Hertz shares went into overdrive Friday after the bankrupt car-rental company announced plans to sell up to $1 billion in stock.
The Florida-based firm’s stock price surged as much as 65 percent to $3.40 in early trading as it sought court approval to sell more than 246 million shares as an alternative to typical bankruptcy financing.
Hertz’s share price increased tenfold in the two weeks after its May 22 bankruptcy filing as investors sought to capitalize on the rock-bottom rate. That presents a “unique opportunity” for the company to raise money during the bankruptcy process without the restrictions and costs of so-called debtor-in-possession financing, Hertz said in a Thursday court filing.
But the company admitted that “an investment in Hertz’s common stock entails significant risks, including the risk that the common stock could ultimately be worthless” — a fact it said it would disclose to potential investors.
Hertz shares closed at about 56 cents on May 26, the first trading day after it declared bankruptcy, but surged to $5.53 by Monday’s closing bell.
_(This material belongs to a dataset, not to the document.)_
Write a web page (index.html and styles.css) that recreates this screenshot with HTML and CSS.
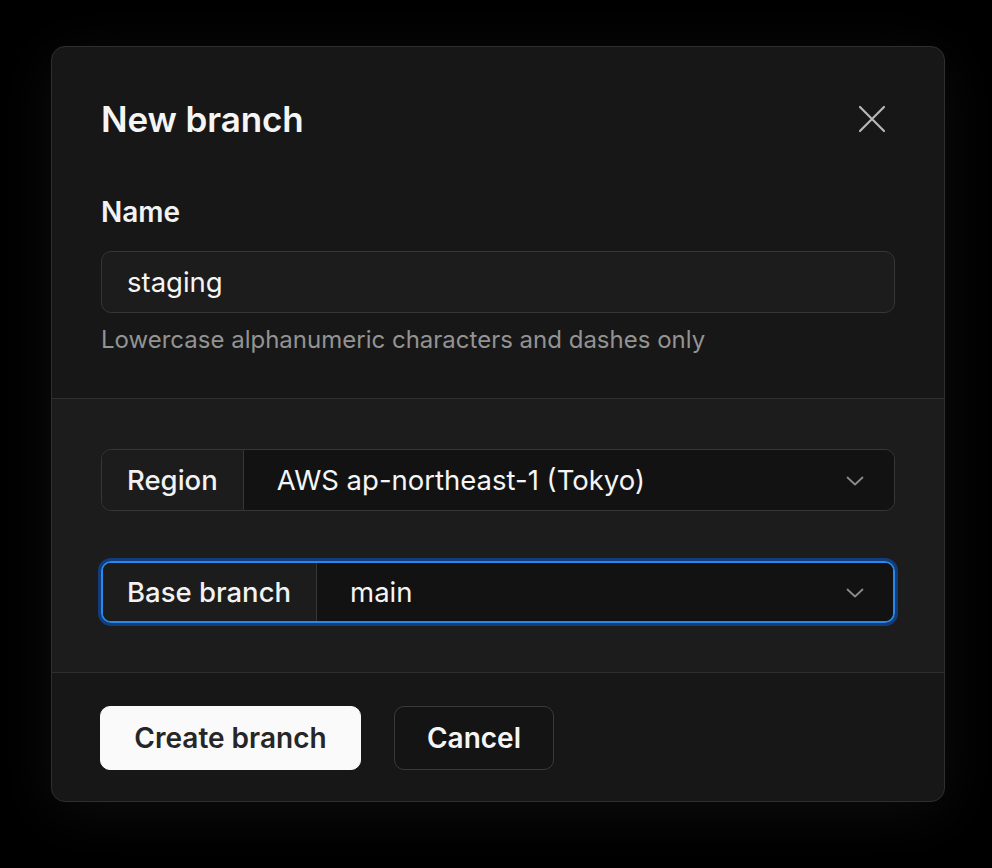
FILE: index.html
```html
<!DOCTYPE html>
<html lang="en">
<head>
<meta charset="utf-8">
<title>New branch</title>
<link rel="stylesheet" href="styles.css">
</head>
<body>
<div class="dialog">
  <section class="sec sec-top">
    <div class="head">
      <h1 class="title">New branch</h1>
      <button class="close" aria-label="Close">
        <svg width="28" height="28" viewBox="0 0 28 28" fill="none" stroke="currentColor" stroke-width="2.2" stroke-linecap="round"><path d="M2 2L26 26M26 2L2 26"/></svg>
      </button>
    </div>
    <label class="label">Name</label>
    <div class="input">staging</div>
    <p class="help">Lowercase alphanumeric characters and dashes only</p>
  </section>
  <section class="sec sec-mid">
    <div class="select">
      <span class="sel-label">Region</span>
      <span class="sel-value">AWS ap-northeast-1 (Tokyo)</span>
      <svg class="chev" width="18" height="10" viewBox="0 0 18 10" fill="none" stroke="currentColor" stroke-width="1.8" stroke-linecap="round" stroke-linejoin="round"><path d="M1.5 1.5L9 8.5L16.5 1.5"/></svg>
    </div>
    <div class="select focused">
      <span class="sel-label">Base branch</span>
      <span class="sel-value">main</span>
      <svg class="chev" width="18" height="10" viewBox="0 0 18 10" fill="none" stroke="currentColor" stroke-width="1.8" stroke-linecap="round" stroke-linejoin="round"><path d="M1.5 1.5L9 8.5L16.5 1.5"/></svg>
    </div>
  </section>
  <section class="sec sec-foot">
    <button class="btn btn-primary">Create branch</button>
    <button class="btn btn-ghost">Cancel</button>
  </section>
</div>
</body>
</html>
```

FILE: styles.css
```css
* { box-sizing: border-box; }
html, body { margin: 0; background: #000; }
body {
  font-family: Inter, "Noto Sans", sans-serif;
  color: #f2f2f2;
  padding: 46px 0 0 51px;
  height: 868px;
}
.dialog {
  width: 894px;
  height: 756px;
  border: 1px solid #2f2f2f;
  border-radius: 14px;
  background: #171717;
  overflow: hidden;
  display: flex;
  flex-direction: column;
  box-shadow: 0 10px 60px rgba(40,40,40,0.35);
}
.sec { padding: 0 49px; }
.sec-top {
  padding-top: 50px;
  height: 351px;
  display: flex;
  flex-direction: column;
}
.head {
  display: flex;
  justify-content: space-between;
  align-items: center;
  height: 44px;
}
.title {
  margin: 0;
  font-size: 35px;
  line-height: 44px;
  font-weight: 600;
  letter-spacing: -0.1px;
  color: #f5f5f5;
}
.close {
  background: none;
  border: 0;
  padding: 0;
  margin-right: 9px;
  color: #b8b8b8;
  display: flex;
}
.label {
  margin-top: 54px;
  font-size: 28px;
  line-height: 34px;
  font-weight: 600;
  color: #f2f2f2;
}
.input {
  margin-top: 22px;
  height: 62px;
  border: 1px solid #363636;
  border-radius: 10px;
  background: #1c1c1c;
  padding: 0 25px;
  display: flex;
  align-items: center;
  font-size: 27.5px;
  color: #f5f5f5;
}
.help {
  margin: 12px 0 0;
  font-size: 24px;
  line-height: 30px;
  color: #939393;
}
.sec-mid {
  background: #1c1c1c;
  border-top: 1px solid #2e2e2e;
  border-bottom: 1px solid #2e2e2e;
  height: 275px;
  padding-top: 50px;
  display: flex;
  flex-direction: column;
  gap: 50px;
}
.select {
  height: 62px;
  border: 1px solid #363636;
  border-radius: 10px;
  display: flex;
  align-items: stretch;
  overflow: hidden;
  position: relative;
}
.select.focused {
  border: 2px solid #2a88ea;
  box-shadow: 0 0 0 3px #113d7c;
}
.sel-label {
  display: flex;
  align-items: center;
  padding: 0 25px;
  font-size: 27.5px;
  font-weight: 500;
  color: #f2f2f2;
  background: #1c1c1c;
  border-right: 1px solid #363636;
}
.select.focused .sel-label { padding-left: 24px; }
.sel-value {
  flex: 1;
  display: flex;
  align-items: center;
  padding: 0 33px;
  font-size: 27.5px;
  color: #f5f5f5;
  background: #121212;
}
.chev {
  position: absolute;
  right: 30px;
  top: 26px;
  color: #8a8a8a;
}
.select.focused .chev { right: 29px; top: 25px; }
.sec-foot {
  flex: 1;
  display: flex;
  align-items: flex-start;
  gap: 33px;
  padding-top: 33px;
  padding-left: 48px;
}
.btn {
  height: 64px;
  border-radius: 10px;
  font-family: inherit;
  font-size: 28px;
  font-weight: 600;
  padding: 0;
}
.btn-primary {
  background: #fafafa;
  color: #262626;
  border: 1px solid #fafafa;
  width: 261px;
}
.btn-ghost {
  background: #141414;
  color: #f5f5f5;
  border: 1px solid #3a3a3a;
  width: 160px;
}
```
The price has since tumbled to close at $2.06 on Thursday.
The boom coincided with the stock’s growing popularity among retail investors — more than 151,000 users on the Robinhood trading app held Hertz shares as of Friday, up from about 44,000 on May 26, according to data compiled by Robintrack.
While selling stock is a creative bankruptcy financing strategy, it may be “a bridge too far” for the bankruptcy court to approve, according to Bloomberg Intelligence analyst Philip Brendel. Hertz would have to sell the new shares for $4.05 apiece to raise $1 billion from the sale.
“Selling shares that could potentially be wiped out in Chapter 11 may leave Hertz exposed to securities lawsuits that would arise post-petition and could result in additional administrative claims,” Brendel said in a Friday note.
Hertz’s bid to sell shares came a day after it revealed the New York Stock Exchange moved to delist the company last month. Hertz has appealed the decision but there’s no guarantee it will stay on the exchange, it said in a Wednesday regulatory filing.